* **Directions for this task**
Copy everything in the data below exactly except the pictures.

* **Dataset section**

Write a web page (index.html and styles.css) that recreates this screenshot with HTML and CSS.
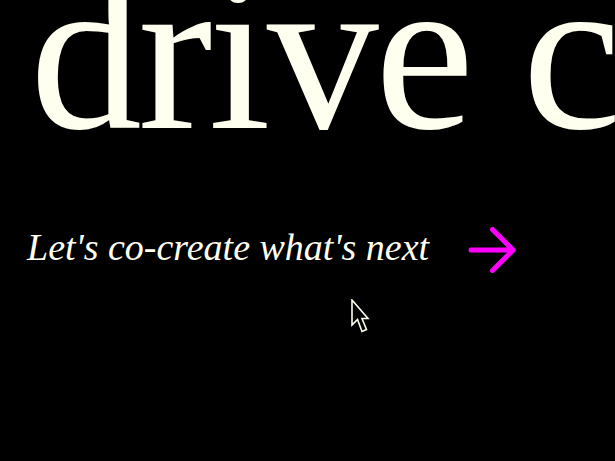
FILE: index.html
```html
<!DOCTYPE html>
<html>
<head>
<meta charset="utf-8">
<link rel="stylesheet" href="styles.css">
</head>
<body>
<main class="hero">
  <h1 class="headline">drive c</h1>
  <a class="cta" href="#">
    <span class="cta-text">Let's co-create what's next</span>
    <svg class="cta-arrow" width="50" height="46" viewBox="0 0 50 46" aria-hidden="true">
      <path d="M3 23 H45 M24.5 2.5 L45 23 L24.5 43.5" fill="none" stroke="#f0f" stroke-width="5" stroke-linecap="round" stroke-linejoin="round"/>
    </svg>
  </a>
</main>
<svg class="cursor" width="22" height="36" viewBox="0 0 22 36" aria-hidden="true">
  <path d="M1 1 L1 26 L6.5 20.5 L11 32.5 L15.5 30.5 L11 19.5 L17 19.5 Z" fill="#000" stroke="#fffff0" stroke-width="1.6" stroke-linejoin="miter"/>
</svg>
</body>
</html>
```
FILE: styles.css
```css
html, body {
  margin: 0;
  padding: 0;
  background: #000;
  width: 615px;
  height: 461px;
  overflow: hidden;
}
.hero {
  padding-left: 30px;
}
.headline {
  margin: -60px 0 0 0;
  font-family: "Liberation Serif", "Times New Roman", serif;
  font-weight: 400;
  font-size: 224px;
  line-height: 1;
  letter-spacing: -4px;
  color: #fffff0;
  white-space: nowrap;
}
.cta {
  display: flex;
  align-items: flex-start;
  gap: 39px;
  margin-top: 63px;
  margin-left: -3px;
  text-decoration: none;
}
.cta-text {
  font-family: "Liberation Serif", "Times New Roman", serif;
  font-style: italic;
  font-size: 38px;
  line-height: 40px;
  color: #fffff0;
  white-space: nowrap;
}
.cta-arrow {
  display: block;
}
.cursor {
  position: absolute;
  left: 351px;
  top: 299px;
}
```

* **Response**
Write a web page (index.html and styles.css) that recreates this screenshot with HTML and CSS.
FILE: index.html
```html
<!DOCTYPE html>
<html>
<head>
<meta charset="utf-8">
<link rel="stylesheet" href="styles.css">
</head>
<body>
<main class="hero">
  <h1 class="headline">drive c</h1>
  <a class="cta" href="#">
    <span class="cta-text">Let's co-create what's next</span>
    <svg class="cta-arrow" width="50" height="46" viewBox="0 0 50 46" aria-hidden="true">
      <path d="M3 23 H45 M24.5 2.5 L45 23 L24.5 43.5" fill="none" stroke="#f0f" stroke-width="5" stroke-linecap="round" stroke-linejoin="round"/>
    </svg>
  </a>
</main>
<svg class="cursor" width="22" height="36" viewBox="0 0 22 36" aria-hidden="true">
  <path d="M1 1 L1 26 L6.5 20.5 L11 32.5 L15.5 30.5 L11 19.5 L17 19.5 Z" fill="#000" stroke="#fffff0" stroke-width="1.6" stroke-linejoin="miter"/>
</svg>
</body>
</html>
```
FILE: styles.css
```css
html, body {
  margin: 0;
  padding: 0;
  background: #000;
  width: 615px;
  height: 461px;
  overflow: hidden;
}
.hero {
  padding-left: 30px;
}
.headline {
  margin: -60px 0 0 0;
  font-family: "Liberation Serif", "Times New Roman", serif;
  font-weight: 400;
  font-size: 224px;
  line-height: 1;
  letter-spacing: -4px;
  color: #fffff0;
  white-space: nowrap;
}
.cta {
  display: flex;
  align-items: flex-start;
  gap: 39px;
  margin-top: 63px;
  margin-left: -3px;
  text-decoration: none;
}
.cta-text {
  font-family: "Liberation Serif", "Times New Roman", serif;
  font-style: italic;
  font-size: 38px;
  line-height: 40px;
  color: #fffff0;
  white-space: nowrap;
}
.cta-arrow {
  display: block;
}
.cursor {
  position: absolute;
  left: 351px;
  top: 299px;
}
```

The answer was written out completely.